Aim of the exercise
Look below for the line containing "Clone this screenshot"; from there through the line containing "have just won", both lines included, please set down each line exactly and nothing else.

:: Data provided

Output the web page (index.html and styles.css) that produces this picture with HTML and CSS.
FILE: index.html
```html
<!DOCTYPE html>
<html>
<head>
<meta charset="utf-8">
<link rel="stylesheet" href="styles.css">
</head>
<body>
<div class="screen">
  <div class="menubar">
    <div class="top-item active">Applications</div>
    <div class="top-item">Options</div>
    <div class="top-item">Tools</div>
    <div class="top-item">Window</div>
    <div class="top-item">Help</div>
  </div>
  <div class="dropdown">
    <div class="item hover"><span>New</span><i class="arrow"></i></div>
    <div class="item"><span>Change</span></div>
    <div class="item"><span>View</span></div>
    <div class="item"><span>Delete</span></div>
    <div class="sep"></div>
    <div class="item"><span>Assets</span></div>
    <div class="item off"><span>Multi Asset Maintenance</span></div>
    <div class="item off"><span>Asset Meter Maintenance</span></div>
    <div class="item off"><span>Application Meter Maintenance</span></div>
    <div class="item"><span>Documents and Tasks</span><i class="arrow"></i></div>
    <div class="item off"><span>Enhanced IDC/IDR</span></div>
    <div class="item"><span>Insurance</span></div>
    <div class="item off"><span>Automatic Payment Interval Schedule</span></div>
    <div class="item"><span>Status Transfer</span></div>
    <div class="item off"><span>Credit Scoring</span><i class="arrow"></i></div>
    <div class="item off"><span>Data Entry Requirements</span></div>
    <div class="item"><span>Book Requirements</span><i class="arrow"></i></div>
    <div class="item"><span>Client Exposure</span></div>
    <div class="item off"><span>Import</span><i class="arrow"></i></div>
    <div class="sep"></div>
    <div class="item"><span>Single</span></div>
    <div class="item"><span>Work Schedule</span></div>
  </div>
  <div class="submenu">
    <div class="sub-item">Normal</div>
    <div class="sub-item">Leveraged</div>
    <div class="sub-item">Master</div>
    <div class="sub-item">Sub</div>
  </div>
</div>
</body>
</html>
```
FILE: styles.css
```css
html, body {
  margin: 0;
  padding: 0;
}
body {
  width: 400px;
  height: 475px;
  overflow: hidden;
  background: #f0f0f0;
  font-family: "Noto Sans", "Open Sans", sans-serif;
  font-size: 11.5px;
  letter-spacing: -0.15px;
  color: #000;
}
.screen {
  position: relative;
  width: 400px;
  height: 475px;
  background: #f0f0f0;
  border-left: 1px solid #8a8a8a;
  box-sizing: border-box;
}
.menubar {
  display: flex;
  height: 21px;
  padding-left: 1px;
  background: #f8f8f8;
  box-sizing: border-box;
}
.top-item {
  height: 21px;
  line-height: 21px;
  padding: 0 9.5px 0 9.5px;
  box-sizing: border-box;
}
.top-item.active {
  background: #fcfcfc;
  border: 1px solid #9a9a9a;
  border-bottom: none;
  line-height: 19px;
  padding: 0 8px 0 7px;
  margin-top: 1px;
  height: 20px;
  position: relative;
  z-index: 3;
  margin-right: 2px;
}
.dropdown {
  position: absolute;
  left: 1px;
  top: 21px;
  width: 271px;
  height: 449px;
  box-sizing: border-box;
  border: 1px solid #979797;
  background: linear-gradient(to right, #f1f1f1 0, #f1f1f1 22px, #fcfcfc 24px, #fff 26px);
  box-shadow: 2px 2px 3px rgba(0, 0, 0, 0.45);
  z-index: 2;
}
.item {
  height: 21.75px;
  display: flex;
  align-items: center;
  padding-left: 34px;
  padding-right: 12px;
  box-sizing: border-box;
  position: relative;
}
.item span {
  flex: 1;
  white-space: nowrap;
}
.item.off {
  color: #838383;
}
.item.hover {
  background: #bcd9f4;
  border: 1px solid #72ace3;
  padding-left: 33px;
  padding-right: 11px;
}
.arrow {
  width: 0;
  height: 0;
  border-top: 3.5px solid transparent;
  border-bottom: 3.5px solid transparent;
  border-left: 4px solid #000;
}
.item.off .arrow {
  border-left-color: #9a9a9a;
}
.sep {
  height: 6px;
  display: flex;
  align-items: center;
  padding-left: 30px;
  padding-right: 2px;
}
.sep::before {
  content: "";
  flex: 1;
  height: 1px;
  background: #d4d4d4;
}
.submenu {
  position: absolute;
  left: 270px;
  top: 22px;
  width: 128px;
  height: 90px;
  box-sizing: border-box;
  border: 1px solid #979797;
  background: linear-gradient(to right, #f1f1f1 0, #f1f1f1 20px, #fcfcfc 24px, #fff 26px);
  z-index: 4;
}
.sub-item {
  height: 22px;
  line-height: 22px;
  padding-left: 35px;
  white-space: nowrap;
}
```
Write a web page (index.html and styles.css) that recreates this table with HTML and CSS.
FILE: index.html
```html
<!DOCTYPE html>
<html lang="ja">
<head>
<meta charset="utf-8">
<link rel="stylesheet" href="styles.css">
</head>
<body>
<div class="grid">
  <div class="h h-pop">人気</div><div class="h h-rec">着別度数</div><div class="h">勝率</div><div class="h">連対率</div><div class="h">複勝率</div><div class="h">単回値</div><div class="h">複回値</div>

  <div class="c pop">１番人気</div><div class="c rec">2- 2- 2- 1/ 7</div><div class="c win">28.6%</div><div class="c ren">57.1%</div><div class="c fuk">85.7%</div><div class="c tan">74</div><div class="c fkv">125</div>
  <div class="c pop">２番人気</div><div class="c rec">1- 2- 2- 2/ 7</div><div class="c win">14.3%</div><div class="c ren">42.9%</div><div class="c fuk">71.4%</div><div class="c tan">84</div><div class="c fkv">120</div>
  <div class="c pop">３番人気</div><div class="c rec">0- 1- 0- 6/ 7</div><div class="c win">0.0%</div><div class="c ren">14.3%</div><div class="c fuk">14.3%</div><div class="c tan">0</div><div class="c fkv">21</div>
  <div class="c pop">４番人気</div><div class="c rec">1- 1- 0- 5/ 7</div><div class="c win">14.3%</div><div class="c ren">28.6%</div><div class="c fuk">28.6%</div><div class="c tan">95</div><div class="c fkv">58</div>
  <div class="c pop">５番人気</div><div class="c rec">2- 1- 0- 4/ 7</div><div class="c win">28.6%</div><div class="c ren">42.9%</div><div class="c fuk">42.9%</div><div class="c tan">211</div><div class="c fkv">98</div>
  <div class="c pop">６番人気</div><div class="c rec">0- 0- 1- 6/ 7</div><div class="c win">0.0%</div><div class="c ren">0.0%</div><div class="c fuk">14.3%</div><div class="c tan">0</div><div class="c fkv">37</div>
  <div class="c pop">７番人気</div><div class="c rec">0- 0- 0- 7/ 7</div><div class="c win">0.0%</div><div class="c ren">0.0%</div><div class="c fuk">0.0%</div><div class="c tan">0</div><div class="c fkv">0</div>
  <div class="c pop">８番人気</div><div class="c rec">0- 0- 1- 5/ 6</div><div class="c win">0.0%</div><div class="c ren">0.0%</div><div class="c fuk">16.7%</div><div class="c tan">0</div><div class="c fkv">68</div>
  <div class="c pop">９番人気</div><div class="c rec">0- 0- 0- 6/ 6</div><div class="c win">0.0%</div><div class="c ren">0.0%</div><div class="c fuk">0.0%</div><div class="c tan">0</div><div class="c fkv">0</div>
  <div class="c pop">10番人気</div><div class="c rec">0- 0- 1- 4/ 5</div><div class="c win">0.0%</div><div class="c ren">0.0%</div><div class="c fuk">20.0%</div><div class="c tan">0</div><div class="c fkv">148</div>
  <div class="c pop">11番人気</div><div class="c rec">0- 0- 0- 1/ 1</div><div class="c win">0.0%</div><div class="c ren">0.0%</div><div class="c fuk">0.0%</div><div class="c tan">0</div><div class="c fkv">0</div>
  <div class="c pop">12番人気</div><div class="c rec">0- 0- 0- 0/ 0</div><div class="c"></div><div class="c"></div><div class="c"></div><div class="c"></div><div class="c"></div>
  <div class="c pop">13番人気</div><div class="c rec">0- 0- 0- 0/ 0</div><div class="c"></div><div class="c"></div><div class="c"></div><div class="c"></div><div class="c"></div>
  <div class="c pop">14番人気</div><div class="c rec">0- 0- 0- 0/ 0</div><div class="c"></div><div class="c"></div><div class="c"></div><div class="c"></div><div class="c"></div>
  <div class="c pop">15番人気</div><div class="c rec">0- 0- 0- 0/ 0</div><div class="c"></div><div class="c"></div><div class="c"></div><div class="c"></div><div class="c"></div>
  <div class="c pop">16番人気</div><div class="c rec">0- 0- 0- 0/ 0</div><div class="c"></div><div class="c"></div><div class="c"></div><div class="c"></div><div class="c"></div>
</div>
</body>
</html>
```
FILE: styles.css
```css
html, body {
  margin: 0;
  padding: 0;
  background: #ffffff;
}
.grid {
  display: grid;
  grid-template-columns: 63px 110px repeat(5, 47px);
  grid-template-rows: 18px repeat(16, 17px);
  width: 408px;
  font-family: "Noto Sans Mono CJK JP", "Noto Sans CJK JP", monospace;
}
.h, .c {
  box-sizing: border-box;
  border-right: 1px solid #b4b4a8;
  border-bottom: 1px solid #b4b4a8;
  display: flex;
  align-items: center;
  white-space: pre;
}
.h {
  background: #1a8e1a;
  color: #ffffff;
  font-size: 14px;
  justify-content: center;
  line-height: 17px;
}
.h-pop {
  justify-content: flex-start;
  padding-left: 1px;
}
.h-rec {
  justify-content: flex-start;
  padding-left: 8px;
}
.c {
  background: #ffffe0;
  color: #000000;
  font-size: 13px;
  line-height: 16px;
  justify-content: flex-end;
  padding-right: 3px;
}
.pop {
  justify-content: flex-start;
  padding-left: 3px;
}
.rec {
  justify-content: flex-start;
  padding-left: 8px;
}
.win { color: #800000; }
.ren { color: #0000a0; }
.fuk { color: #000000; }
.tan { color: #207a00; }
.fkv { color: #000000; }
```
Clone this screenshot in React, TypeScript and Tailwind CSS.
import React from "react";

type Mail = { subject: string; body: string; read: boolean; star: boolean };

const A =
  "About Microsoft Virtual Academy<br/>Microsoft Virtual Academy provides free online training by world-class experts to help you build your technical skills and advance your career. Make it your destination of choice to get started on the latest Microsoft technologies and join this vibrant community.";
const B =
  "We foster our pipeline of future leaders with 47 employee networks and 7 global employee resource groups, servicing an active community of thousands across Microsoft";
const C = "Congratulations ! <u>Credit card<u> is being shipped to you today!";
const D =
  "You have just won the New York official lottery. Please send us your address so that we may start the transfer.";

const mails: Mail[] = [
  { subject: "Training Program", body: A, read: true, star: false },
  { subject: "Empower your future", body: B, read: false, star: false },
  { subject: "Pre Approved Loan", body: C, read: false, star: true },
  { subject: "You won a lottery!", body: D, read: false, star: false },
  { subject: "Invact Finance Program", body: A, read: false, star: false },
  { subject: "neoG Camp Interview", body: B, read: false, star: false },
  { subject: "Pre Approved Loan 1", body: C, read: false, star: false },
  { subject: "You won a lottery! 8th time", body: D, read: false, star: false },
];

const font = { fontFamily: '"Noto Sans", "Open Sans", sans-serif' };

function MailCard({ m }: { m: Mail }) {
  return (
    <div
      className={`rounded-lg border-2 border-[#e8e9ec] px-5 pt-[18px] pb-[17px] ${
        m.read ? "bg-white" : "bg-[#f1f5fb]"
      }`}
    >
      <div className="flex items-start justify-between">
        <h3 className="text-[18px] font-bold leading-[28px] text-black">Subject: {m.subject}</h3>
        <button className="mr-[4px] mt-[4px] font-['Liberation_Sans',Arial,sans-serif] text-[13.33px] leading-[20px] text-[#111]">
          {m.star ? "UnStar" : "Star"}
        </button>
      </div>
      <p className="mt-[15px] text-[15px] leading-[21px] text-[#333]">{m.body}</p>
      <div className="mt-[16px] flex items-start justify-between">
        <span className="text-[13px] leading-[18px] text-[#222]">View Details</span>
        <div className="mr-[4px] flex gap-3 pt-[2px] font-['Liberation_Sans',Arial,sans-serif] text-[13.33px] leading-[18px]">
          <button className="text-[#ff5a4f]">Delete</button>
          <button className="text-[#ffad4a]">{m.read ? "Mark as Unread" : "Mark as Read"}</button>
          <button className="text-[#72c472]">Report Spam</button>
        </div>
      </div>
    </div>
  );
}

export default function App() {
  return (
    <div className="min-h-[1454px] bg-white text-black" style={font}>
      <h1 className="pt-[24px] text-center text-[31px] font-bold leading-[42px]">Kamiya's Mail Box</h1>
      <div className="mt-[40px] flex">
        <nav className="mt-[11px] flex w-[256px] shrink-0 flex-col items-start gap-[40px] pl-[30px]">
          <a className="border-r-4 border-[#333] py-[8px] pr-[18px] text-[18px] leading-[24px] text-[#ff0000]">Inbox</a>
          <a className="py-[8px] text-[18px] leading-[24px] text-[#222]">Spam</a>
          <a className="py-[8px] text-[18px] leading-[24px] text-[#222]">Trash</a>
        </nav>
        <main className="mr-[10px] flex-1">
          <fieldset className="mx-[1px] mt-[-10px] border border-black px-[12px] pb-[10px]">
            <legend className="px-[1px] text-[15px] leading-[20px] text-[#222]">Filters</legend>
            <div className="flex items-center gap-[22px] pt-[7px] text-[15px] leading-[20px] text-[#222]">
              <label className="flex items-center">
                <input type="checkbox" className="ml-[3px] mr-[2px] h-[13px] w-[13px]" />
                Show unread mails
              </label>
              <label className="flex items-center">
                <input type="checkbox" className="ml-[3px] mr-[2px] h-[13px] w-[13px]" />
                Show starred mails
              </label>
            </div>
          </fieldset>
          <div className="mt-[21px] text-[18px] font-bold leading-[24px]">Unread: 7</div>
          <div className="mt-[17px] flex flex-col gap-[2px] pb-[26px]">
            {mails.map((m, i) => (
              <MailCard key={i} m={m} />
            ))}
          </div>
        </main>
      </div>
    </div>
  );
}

::::

Solution
Clone this screenshot in React, TypeScript and Tailwind CSS.
import React from "react";

type Mail = { subject: string; body: string; read: boolean; star: boolean };

const A =
  "About Microsoft Virtual Academy<br/>Microsoft Virtual Academy provides free online training by world-class experts to help you build your technical skills and advance your career. Make it your destination of choice to get started on the latest Microsoft technologies and join this vibrant community.";
const B =
  "We foster our pipeline of future leaders with 47 employee networks and 7 global employee resource groups, servicing an active community of thousands across Microsoft";
const C = "Congratulations ! <u>Credit card<u> is being shipped to you today!";
const D =
  "You have just won the New York official lottery. Please send us your address so that we may start the transfer.";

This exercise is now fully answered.